Request: Find each line holding "components" and copy it out.

►

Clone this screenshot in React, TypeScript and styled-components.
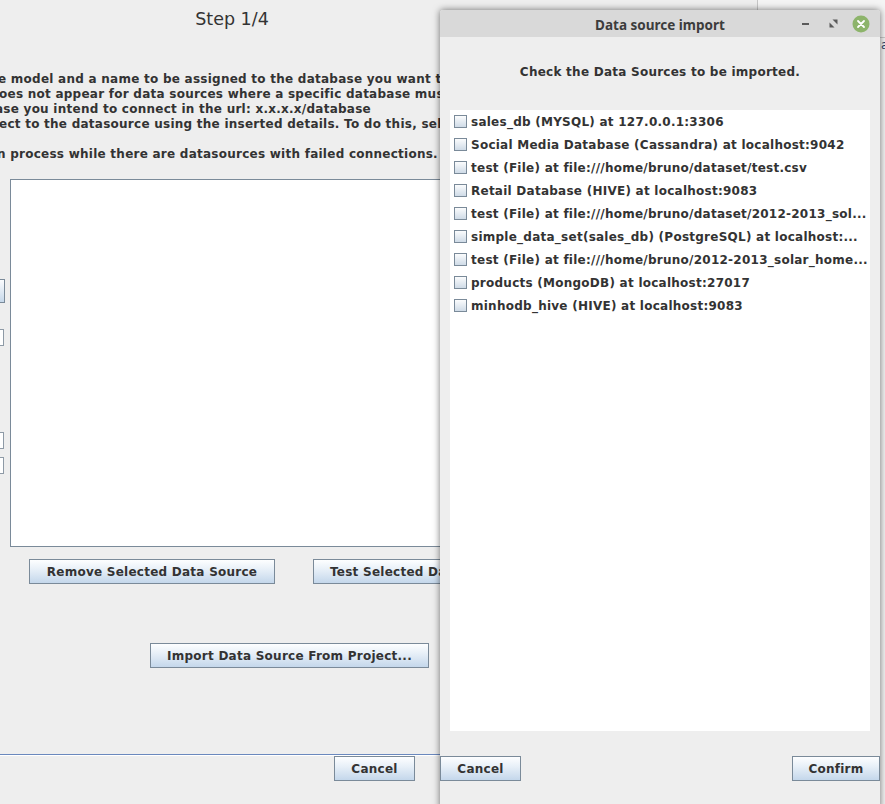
import { FunctionComponent } from 'react';
import styled, { createGlobalStyle } from 'styled-components';

const GlobalStyle = createGlobalStyle`
  html, body {
    margin: 0;
    padding: 0;
    background: #eeeeee;
  }
  body {
    font-family: 'DejaVu Sans', 'Liberation Sans', sans-serif;
    color: #333333;
  }
`;

const Desktop = styled.div`
  position: relative;
  width: 885px;
  height: 804px;
  overflow: hidden;
  display: flex;
`;

const MainWindow = styled.div`
  width: 757px;
  flex-shrink: 0;
  display: flex;
  flex-direction: column;
  background: #eeeeee;
  overflow: hidden;
`;

const StepTitle = styled.div`
  width: 464px;
  height: 38px;
  line-height: 38px;
  text-align: center;
  font-size: 17.5px;
  color: #333333;
`;

const Instructions = styled.div`
  padding-top: 34px;
  display: flex;
  flex-direction: column;
`;

const InstructionLine = styled.div<{ $offset: number }>`
  height: 15px;
  line-height: 15px;
  font-size: 12px;
  font-weight: 700;
  letter-spacing: 0.25px;
  white-space: nowrap;
  margin-left: ${(p) => p.$offset}px;
`;

const BodyRow = styled.div`
  margin-top: 17px;
  display: flex;
`;

const LeftStub = styled.div`
  width: 10px;
  display: flex;
  flex-direction: column;
  align-items: flex-start;
`;

const StubButton = styled.div<{ $top: number }>`
  margin-top: ${(p) => p.$top}px;
  width: 4px;
  height: 22px;
  border: 1px solid #7a8a99;
  border-left: none;
  background: linear-gradient(to bottom, #fbfcfe, #c6d8ea);
`;

const StubField = styled.div<{ $top: number }>`
  margin-top: ${(p) => p.$top}px;
  width: 3px;
  height: 15px;
  border: 1px solid #8e9aa6;
  border-left: none;
  background: #ffffff;
`;

const SourceList = styled.div`
  width: 470px;
  height: 366px;
  border: 1px solid #7a8a99;
  background: #ffffff;
`;

const ButtonRow = styled.div<{ $top: number; $left: number; $gap?: number }>`
  margin-top: ${(p) => p.$top}px;
  padding-left: ${(p) => p.$left}px;
  display: flex;
  gap: ${(p) => p.$gap ?? 0}px;
`;

const MetalButton = styled.button<{ $width: number }>`
  width: ${(p) => p.$width}px;
  height: 25px;
  flex-shrink: 0;
  padding: 0;
  border: 1px solid #7a8a99;
  background: linear-gradient(to bottom, #fdfeff 0%, #e8f0f8 40%, #c4d7eb 100%);
  font-family: 'DejaVu Sans', 'Liberation Sans', sans-serif;
  font-size: 12px;
  font-weight: 700;
  letter-spacing: 0.25px;
  color: #333333;
  text-align: center;
  white-space: nowrap;
  overflow: hidden;
`;

const ClippedButton = styled(MetalButton)`
  text-align: left;
  padding-left: 16px;
`;

const Separator = styled.div<{ $top: number }>`
  margin-top: ${(p) => p.$top}px;
  height: 1px;
  background: #6a88bd;
  border-bottom: 1px solid #ffffff;
`;

const SideWindow = styled.div`
  flex: 1;
  background: #f2f2f2;
  border-left: 1px solid #c6c6c6;
  display: flex;
  flex-direction: column;
`;

const SideHeader = styled.div`
  height: 37px;
  border-bottom: 1px solid #c9c9c9;
  background: #f4f4f4;
`;

const SideGlyph = styled.div`
  padding-left: 123px;
  font-size: 12px;
  line-height: 14px;
  color: #2a3f6a;
`;

const Dialog = styled.div`
  position: absolute;
  left: 440px;
  top: 10px;
  width: 440px;
  height: 800px;
  display: flex;
  flex-direction: column;
  background: #eeeeee;
  box-shadow: 0 0 7px rgba(0, 0, 0, 0.55);
  border-radius: 3px 3px 0 0;
`;

const TitleBar = styled.div`
  height: 27px;
  display: grid;
  grid-template-columns: 1fr auto 1fr;
  align-items: center;
  background: #d9d9d9;
  border-radius: 3px 3px 0 0;
`;

const TitleText = styled.div`
  font-family: 'Noto Sans', 'DejaVu Sans', sans-serif;
  font-size: 13.5px;
  font-weight: 700;
  color: #3c3c3c;
  padding-top: 2px;
`;

const WindowControls = styled.div`
  justify-self: end;
  display: flex;
  align-items: center;
  padding-right: 5px;
`;

const ControlSlot = styled.div`
  width: 28px;
  height: 27px;
  display: flex;
  align-items: center;
  justify-content: center;
`;

const DialogHeading = styled.div`
  padding: 28px 0 30px;
  line-height: 15px;
  text-align: center;
  font-size: 12px;
  font-weight: 700;
  letter-spacing: 0.25px;
  color: #333333;
`;

const ImportList = styled.div`
  margin: 0 10px;
  height: 621px;
  background: #ffffff;
  display: flex;
  flex-direction: column;
`;

const ImportItem = styled.label`
  height: 23px;
  display: flex;
  align-items: center;
  padding-left: 4px;
  gap: 4px;
  font-size: 12px;
  font-weight: 700;
  letter-spacing: 0.25px;
  color: #333333;
  white-space: nowrap;
`;

const CheckBox = styled.span`
  width: 11px;
  height: 11px;
  flex-shrink: 0;
  border: 1px solid #7a8a99;
  background: linear-gradient(to bottom, #fbfcfd, #cfdbe7);
`;

const DialogButtons = styled.div`
  margin-top: 25px;
  display: flex;
  justify-content: space-between;
`;

const sources = [
  'sales_db (MYSQL) at 127.0.0.1:3306',
  'Social Media Database (Cassandra) at localhost:9042',
  'test (File) at file:///home/bruno/dataset/test.csv',
  'Retail Database (HIVE) at localhost:9083',
  'test (File) at file:///home/bruno/dataset/2012-2013_sol...',
  'simple_data_set(sales_db) (PostgreSQL) at localhost:...',
  'test (File) at file:///home/bruno/2012-2013_solar_home...',
  'products (MongoDB) at localhost:27017',
  'minhodb_hive (HIVE) at localhost:9083',
];

const instructionLines: { text: string; offset: number }[] = [
  { text: 'e model and a name to be assigned to the database you want to', offset: -2 },
  { text: 'oes not appear for data sources where a specific database must', offset: -1 },
  { text: 'ase you intend to connect in the url: x.x.x.x/database', offset: -5 },
  { text: 'ect to the datasource using the inserted details. To do this, select', offset: -1 },
  { text: '', offset: 0 },
  { text: 'n process while there are datasources with failed connections.', offset: -3 },
];

const MinimizeIcon = () => (
  <svg width="9" height="9" viewBox="0 0 9 9">
    <rect x="1" y="4" width="7" height="2" fill="#5a5a5a" />
  </svg>
);

const RestoreIcon = () => (
  <svg width="9" height="9" viewBox="0 0 9 9">
    <polygon points="3.5,0.5 8.5,0.5 8.5,5.5" fill="#5a5a5a" />
    <polygon points="0.5,3.5 0.5,8.5 5.5,8.5" fill="#5a5a5a" />
  </svg>
);

const CloseIcon = () => (
  <svg width="18" height="18" viewBox="0 0 18 18">
    <circle cx="9" cy="9" r="8.5" fill="#8db46b" />
    <path d="M6 6 L12 12 M12 6 L6 12" stroke="#ffffff" strokeWidth="1.8" strokeLinecap="round" />
  </svg>
);

const App: FunctionComponent = () => {
  return (
    <>
      <GlobalStyle />
      <Desktop>
        <MainWindow>
          <StepTitle>Step 1/4</StepTitle>
          <Instructions>
            {instructionLines.map((line, i) => (
              <InstructionLine key={i} $offset={line.offset}>
                {line.text}
              </InstructionLine>
            ))}
          </Instructions>
          <BodyRow>
            <LeftStub>
              <StubButton $top={100} />
              <StubField $top={26} />
              <StubField $top={86} />
              <StubField $top={8} />
            </LeftStub>
            <SourceList />
          </BodyRow>
          <ButtonRow $top={12} $left={29} $gap={38}>
            <MetalButton $width={246}>Remove Selected Data Source</MetalButton>
            <ClippedButton $width={220}>Test Selected Data Source</ClippedButton>
          </ButtonRow>
          <ButtonRow $top={59} $left={150}>
            <MetalButton $width={279}>Import Data Source From Project...</MetalButton>
          </ButtonRow>
          <Separator $top={86} />
          <ButtonRow $top={0} $left={334}>
            <MetalButton $width={81}>Cancel</MetalButton>
          </ButtonRow>
        </MainWindow>

        <SideWindow>
          <SideHeader />
          <SideGlyph>a</SideGlyph>
        </SideWindow>

        <Dialog>
          <TitleBar>
            <span />
            <TitleText>Data source import</TitleText>
            <WindowControls>
              <ControlSlot>
                <MinimizeIcon />
              </ControlSlot>
              <ControlSlot>
                <RestoreIcon />
              </ControlSlot>
              <ControlSlot>
                <CloseIcon />
              </ControlSlot>
            </WindowControls>
          </TitleBar>
          <DialogHeading>Check the Data Sources to be imported.</DialogHeading>
          <ImportList>
            {sources.map((s, i) => (
              <ImportItem key={i}>
                <CheckBox />
                {s}
              </ImportItem>
            ))}
          </ImportList>
          <DialogButtons>
            <MetalButton $width={81}>Cancel</MetalButton>
            <MetalButton $width={88}>Confirm</MetalButton>
          </DialogButtons>
        </Dialog>
      </Desktop>
    </>
  );
};

export default App;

◄

Answer for this exercise:
Clone this screenshot in React, TypeScript and styled-components.
import styled, { createGlobalStyle } from 'styled-components';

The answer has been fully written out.